La comitiva desapareció escaleras abajo. Cerré la puerta del cuarto de Bobby. Fui a decirle algo, pero se me anticipó.
– Lo he oído -dijo.
– ¿Por qué se ha escondido tu madre? ¿Se lleva mal con Kitty o qué?
– Es demasiado enrevesado para explicarlo. Mi madre se desentendió definitivamente de Kitty a raíz de un episodio anterior, y no precisamente por falta de humanidad. Al principio hacía lo que podía, pero después de una crisis venía otra y no había manera de ponerle fin. A ello se debe en parte el que ella y Derek lo estén pasando tan mal.
– ¿Cuáles son los motivos restantes?
Me miró como si no me entendiera. Estaba claro que se sentía igualmente culpable.
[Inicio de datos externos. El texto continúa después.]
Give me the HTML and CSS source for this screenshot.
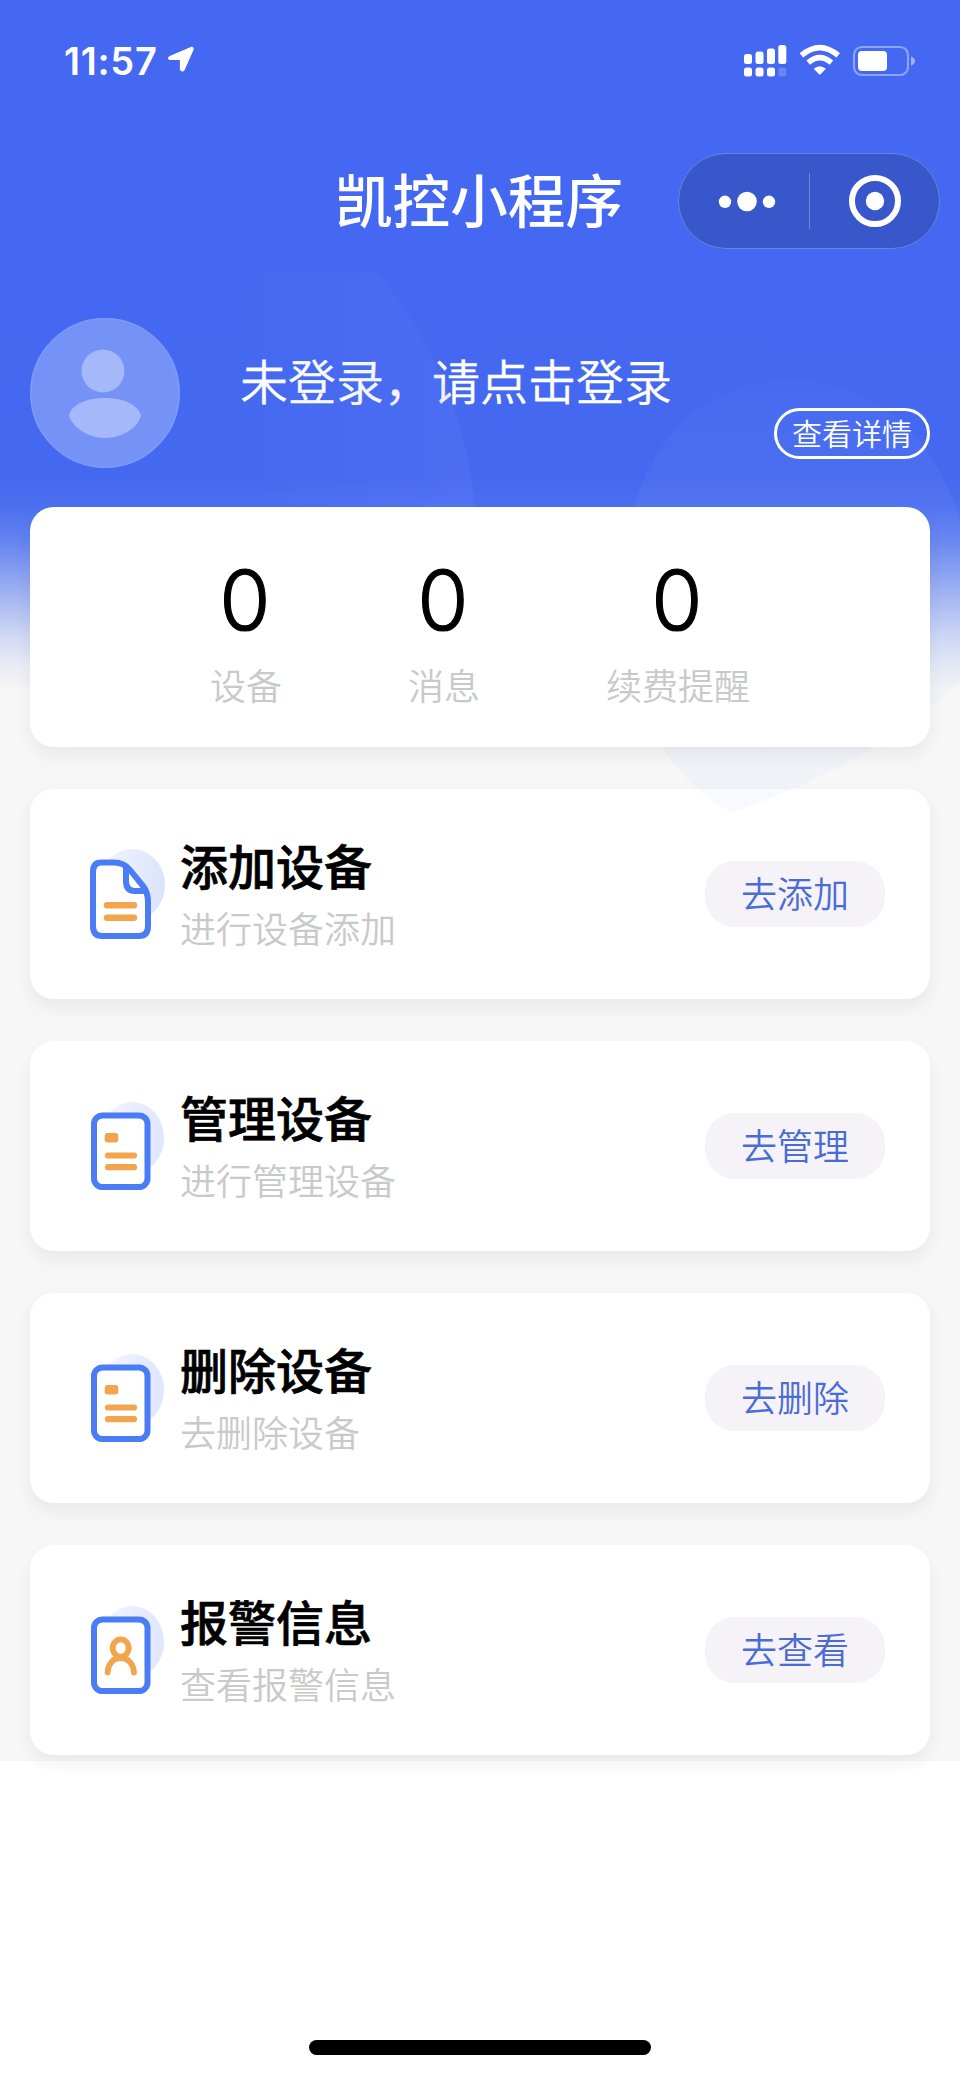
FILE: index.html
```html
<!DOCTYPE html>
<html lang="zh-CN">
<head>
<meta charset="utf-8">
<title>凯控小程序</title>
<link rel="stylesheet" href="styles.css">
</head>
<body>
<svg width="0" height="0" class="defs">
  <defs>
    <linearGradient id="halo" x1="0" y1="0" x2="1" y2="0"><stop offset="0" stop-color="#f4f6fe"/><stop offset="1" stop-color="#d9e4fc"/></linearGradient>
    <linearGradient id="halo-soft" x1="0" y1="0" x2="1" y2="0"><stop offset="0" stop-color="#f4f6fe"/><stop offset="1" stop-color="#dfe6fd"/></linearGradient>
  </defs>
</svg>
<div class="page">
  <svg class="backdrop" width="960" height="840" viewBox="0 0 960 840">
    <defs>
      <linearGradient id="sweep" x1="240" y1="0" x2="475" y2="0" gradientUnits="userSpaceOnUse"><stop offset="0" stop-color="#7a8dff" stop-opacity="0"/><stop offset="1" stop-color="#7a8dff" stop-opacity=".15"/></linearGradient>
      <linearGradient id="petal" x1="0" y1="380" x2="0" y2="812" gradientUnits="userSpaceOnUse"><stop offset="0" stop-color="#fff" stop-opacity=".015"/><stop offset=".35" stop-color="#a9beff" stop-opacity=".07"/><stop offset="1" stop-color="#a9c4ff" stop-opacity=".09"/></linearGradient>
    </defs>
    <path d="M240 273H378Q470 390 475 520H240Z" fill="url(#sweep)"/>
    <path d="M733 812C705 800 680 775 662 747C635 690 618 590 634 507C655 430 715 380 790 380C865 380 930 425 960 520V679Q880 762 733 812Z" fill="url(#petal)"/>
  </svg>
  <header class="status">
    <div class="clock"><span>11:57</span>
      <svg width="28" height="28" viewBox="0 0 28 28"><path d="M3 10.500L24 1.500Q26.500 1 26 3.500L17 24Q15 26 13.500 23.500V13.500H3Q0 12.500 3 10.500Z" fill="#fff" stroke="#fff" stroke-width="1.200"/></svg>
    </div>
    <svg class="signals" width="172" height="34" viewBox="0 0 172 34">
      <g fill="#fff">
        <rect x="0" y="10" width="8" height="10" rx="2.500"/><rect x="11.500" y="7.500" width="8" height="12.500" rx="2.500"/><rect x="23" y="4.500" width="8" height="15.500" rx="2.500"/><rect x="34.300" y="1" width="8" height="19" rx="2.500"/>
        <rect x="0" y="23.500" width="8" height="9" rx="2.500"/><rect x="11.500" y="23.500" width="8" height="9" rx="2.500"/><rect x="23" y="23.500" width="8" height="9" rx="2.500"/><rect x="34.300" y="23.500" width="8" height="9" rx="2.500" opacity=".2"/>
        <path d="M75.800 31L69.700 24.800Q75.800 19.600 81.900 24.800Z"/>
      </g>
      <g fill="none" stroke="#fff" stroke-width="5.400">
        <path d="M57.400 11.400Q75.800-4.200 94.200 11.400"/><path d="M64.200 18.600Q75.800 8.600 87.400 18.600"/>
      </g>
      <rect x="110" y="3" width="54" height="28" rx="8" fill="none" stroke="#fff" stroke-opacity=".4" stroke-width="2.200"/>
      <rect x="114" y="7" width="29" height="20" rx="4" fill="#fff"/>
      <path d="M167 12.500Q171 14 171 17T167 21.500Z" fill="#fff" opacity=".5"/>
    </svg>
  </header>
  <div class="navbar">
    <h1>凯控小程序</h1>
    <div class="capsule">
      <svg width="260" height="94" viewBox="0 0 260 94" fill="#fff">
        <circle cx="46" cy="47.800" r="6.200"/><circle cx="68" cy="47.500" r="9.800"/><circle cx="90" cy="47.800" r="6.200"/>
        <rect x="130" y="19" width="1" height="56" opacity=".3"/>
        <circle cx="196" cy="47" r="23" fill="none" stroke="#fff" stroke-width="6"/><circle cx="196" cy="47" r="9.200"/>
      </svg>
    </div>
  </div>
  <section class="profile">
    <svg class="avatar" width="150" height="150" viewBox="0 0 150 150">
      <circle cx="75" cy="75" r="74.200" fill="#7592f7" stroke="#7f9af8" stroke-width="1.600"/>
      <circle cx="73" cy="53" r="21.500" fill="#a5b8fa"/>
      <path d="M39 97C42 86 57 80 75 80S107 86 111 97C110 107 94 120 75 120S41 107 39 97Z" fill="#a5b8fa"/>
    </svg>
    <p class="hint">未登录，请点击登录</p>
    <a class="detail">查看详情</a>
  </section>
  <section class="stats">
    <div class="stat"><b>0</b><span>设备</span></div>
    <div class="stat"><b>0</b><span>消息</span></div>
    <div class="stat"><b>0</b><span>续费提醒</span></div>
  </section>
  <section class="entry">
    <svg class="icon" width="75" height="90" viewBox="0 0 75 90">
      <ellipse cx="42" cy="36" rx="33" ry="36" fill="url(#halo)"/>
      <path d="M11 13.500H24C32 13.500 36 16 40 21L53 37C57 42 58 46 58 53V77Q58 87 49 87H12Q3 87 3 77V23Q3 13.500 11 13.500Z" fill="#fff" stroke="#4a7cf6" stroke-width="6"/>
      <path d="M36 18V32Q36 42 45 42H57" fill="none" stroke="#4a7cf6" stroke-width="6"/>
      <path d="M17 56.300H44M17 68.700H44" stroke="#f2a54d" stroke-width="6.400" stroke-linecap="round"/>
    </svg>
    <div class="copy"><h2>添加设备</h2><p>进行设备添加</p></div>
    <a class="go">去添加</a>
  </section>
  <section class="entry">
    <svg class="icon" width="75" height="90" viewBox="0 0 75 90">
      <ellipse cx="42" cy="37" rx="32" ry="36" fill="url(#halo-soft)"/>
      <rect x="4" y="14.500" width="53.500" height="71.500" rx="8.500" fill="#fff" stroke="#4a7cf6" stroke-width="6"/>
      <rect x="14.700" y="32" width="13.600" height="9.500" rx="3" fill="#f2a54d"/>
      <path d="M18 54.500H44M18 66.200H44" stroke="#f2a54d" stroke-width="6.200" stroke-linecap="round"/>
    </svg>
    <div class="copy"><h2>管理设备</h2><p>进行管理设备</p></div>
    <a class="go">去管理</a>
  </section>
  <section class="entry">
    <svg class="icon" width="75" height="90" viewBox="0 0 75 90">
      <ellipse cx="42" cy="37" rx="32" ry="36" fill="url(#halo-soft)"/>
      <rect x="4" y="14.500" width="53.500" height="71.500" rx="8.500" fill="#fff" stroke="#4a7cf6" stroke-width="6"/>
      <rect x="14.700" y="32" width="13.600" height="9.500" rx="3" fill="#f2a54d"/>
      <path d="M18 54.500H44M18 66.200H44" stroke="#f2a54d" stroke-width="6.200" stroke-linecap="round"/>
    </svg>
    <div class="copy"><h2>删除设备</h2><p>去删除设备</p></div>
    <a class="go">去删除</a>
  </section>
  <section class="entry">
    <svg class="icon" width="75" height="90" viewBox="0 0 75 90">
      <ellipse cx="42" cy="37" rx="32" ry="36" fill="url(#halo-soft)"/>
      <rect x="4" y="14.500" width="53.500" height="71.500" rx="8.500" fill="#fff" stroke="#4a7cf6" stroke-width="6"/>
      <g fill="none" stroke="#f2a54d" stroke-width="5.800" stroke-linecap="round"><ellipse cx="30.700" cy="43" rx="8" ry="8.700"/><path d="M17.600 67.500C18 59 23 53 30.700 53S43.500 59 44 67.500"/></g>
    </svg>
    <div class="copy"><h2>报警信息</h2><p>查看报警信息</p></div>
    <a class="go">去查看</a>
  </section>
</div>
<div class="home"></div>
</body>
</html>
```
FILE: styles.css
```css
* { box-sizing: border-box; }
body {
  margin: 0;
  height: 2079px;
  overflow: hidden;
  background: #fff;
  font-family: "Noto Sans CJK SC", sans-serif;
  font-weight: 350;
  display: flex;
  flex-direction: column;
}
h1, h2, p { margin: 0; }
svg { display: block; flex: none; }
.defs { position: absolute; }
.page {
  position: relative;
  height: 1761px;
  flex: none;
  background: linear-gradient(#4468f2 0, #4468f0 478px, #4d70f0 508px, #6383f0 540px, #8ba1f1 575px, #b0bff2 608px, #d0d8f4 637px, #e9ebf5 665px, #f7f7f7 692px);
}
.backdrop { position: absolute; left: 0; top: 0; pointer-events: none; z-index: 2; }
.status {
  height: 132px;
  display: flex;
  justify-content: space-between;
  padding: 44px 44px 0 64px;
}
.clock { display: flex; height: 34px; gap: 9px; color: #fff; font: 600 38px/34px Inter, sans-serif; letter-spacing: .7px; }
.clock svg { margin-top: 2px; }
.navbar { height: 138px; display: flex; justify-content: flex-end; padding: 21px 20px 0 0; }
.navbar h1 {
  width: 288px;
  margin-right: 55px;
  color: #fff;
  font-size: 57.600px;
  font-weight: 500;
  line-height: 90px;
}
.capsule {
  width: 262px;
  height: 96px;
  border: 1px solid #6b83dc;
  border-radius: 48px;
  background: #3757cb;
}
.profile { height: 237px; display: flex; padding: 48px 30px 0; }
.hint { margin: 25px 0 0 60px; width: 432px; color: #fff; font-size: 48px; line-height: 72px; white-space: nowrap; -webkit-text-stroke: .3px #fff; }
.detail {
  margin: 90px 0 0 auto;
  width: 156px;
  height: 51px;
  border: 3px solid #fff;
  border-radius: 26px;
  color: #fff;
  font-size: 30px;
  line-height: 43px;
  text-align: center;
}
.stats, .entry {
  margin: 0 30px 42px;
  border-radius: 24px;
  background: #fff;
  box-shadow: 0 9px 18px rgba(0, 0, 0, .06);
  display: flex;
}
.stats { height: 240px; justify-content: center; gap: 126px; padding-top: 43px; position: relative; z-index: 3; }
.stat { display: flex; flex-direction: column; align-items: center; }
.stat b { font: 300 83px/100px Inter, sans-serif; color: #000; -webkit-text-stroke: 1.2px #000; margin-left: -2px; }
.stat span { font-size: 36px; line-height: 54px; margin-top: 7px; color: #c9c9ca; }
.entry { height: 210px; padding: 0 45px 0 60px; }
.icon { margin-top: 60px; }
.copy { margin: 39px 0 0 15px; flex: 1; }
.copy h2 { font-size: 48px; line-height: 72px; font-weight: 500; color: #000; -webkit-text-stroke: .7px #000; }
.copy p { font-size: 36px; line-height: 54px; color: #c9c9ca; }
.go {
  width: 180px;
  height: 66px;
  margin-top: 72px;
  border-radius: 30px;
  background: #f5f3f7;
  color: #4b6bd5;
  font-size: 36px;
  line-height: 62px;
  text-align: center;
}
.home { width: 342px; height: 15px; border-radius: 8px; background: #000; margin: 279px auto 0; flex: none; }
```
Llamaron a la puerta y entró una chicana de trenzas con una bandeja en las manos. Su rostro carecía de expresión y no miraba a los ojos. Si estaba al tanto de lo que sucedía, no lo dio a entender. Trasteó durante medio minuto con las servilletas de hilo y los cubiertos. Si nos hubiera hecho firmar el albarán del servicio de habitaciones, con propina incluida, no me habría extrañado en absoluto.
– Gracias, Alicia -dijo Bobby.
La mujer murmuró algo y se marchó. Que todo fuera tan impersonal hacía que me sintiera incómoda. Tuve ganas de llamarla para preguntarle si le dolían los pies igual que a mí o si tenía familia sobre la que cambiar impresiones. Me habría gustado que hubiera dicho algo, que hubiera manifestado curiosidad o preocupación por las personas para las que trabajaba, por la persona a la que acababan de llevarse en camilla en un momento tan inesperado. Bobby escanció vino para los dos y nos pusimos a comer.
La comida parecía sacada de una revista. Trozos suculentos de pollo frío con mostaza, terrinas de hojaldre rellenas de espinacas y queso inglés ahumado, racimos de uva y perejil en rama adornándolo todo. En dos cuencos pequeños de porcelana con tapadera había sopa de tomate fría, espolvoreada con hinojo, y con un copete de nata helada. Rematamos la comida con una bandeja de pastas decoradas.
– ¿Comían así todos los días? Bobby ni había pestañeado. No sé qué esperaba yo que hiciera. No iba a temblar de emoción cada vez que le subían la cena, pero a mí me había impresionado el banquete y supongo que si había querido verle saltar de entusiasmo era por no quedar como una cateta.
Cuando bajamos eran casi las ocho y los invitados se habían ido. De no ser por las dos criadas que limpiaban en silencio la sala de estar habría jurado que la casa estaba vacía. Bobby me condujo hasta una puerta de roble que había en el otro extremo del vestíbulo. Llamó y oí un murmullo de respuesta. Accedimos a un estudio pequeño donde vi a Glen Callahan sentada con un libro en la mano y, a su derecha, una copa de vino en una mesita de servicio. Se había cambiado de ropa y ahora llevaba unos pantalones de lana de color chocolate y un suéter de cachemir a juego. Se había encendido el fuego en la chimenea. Las paredes estaban pintadas de un rojo tomate y se habían corrido las cortinas del mismo color para que no entrase el frío del anochecer. Casi todas las noches hace frío en Santa Teresa, incluso en pleno verano. El estudio era cálido y confortable, un refugio privado para perder de vista los techos altos y las paredes decoradas del resto de la mansión.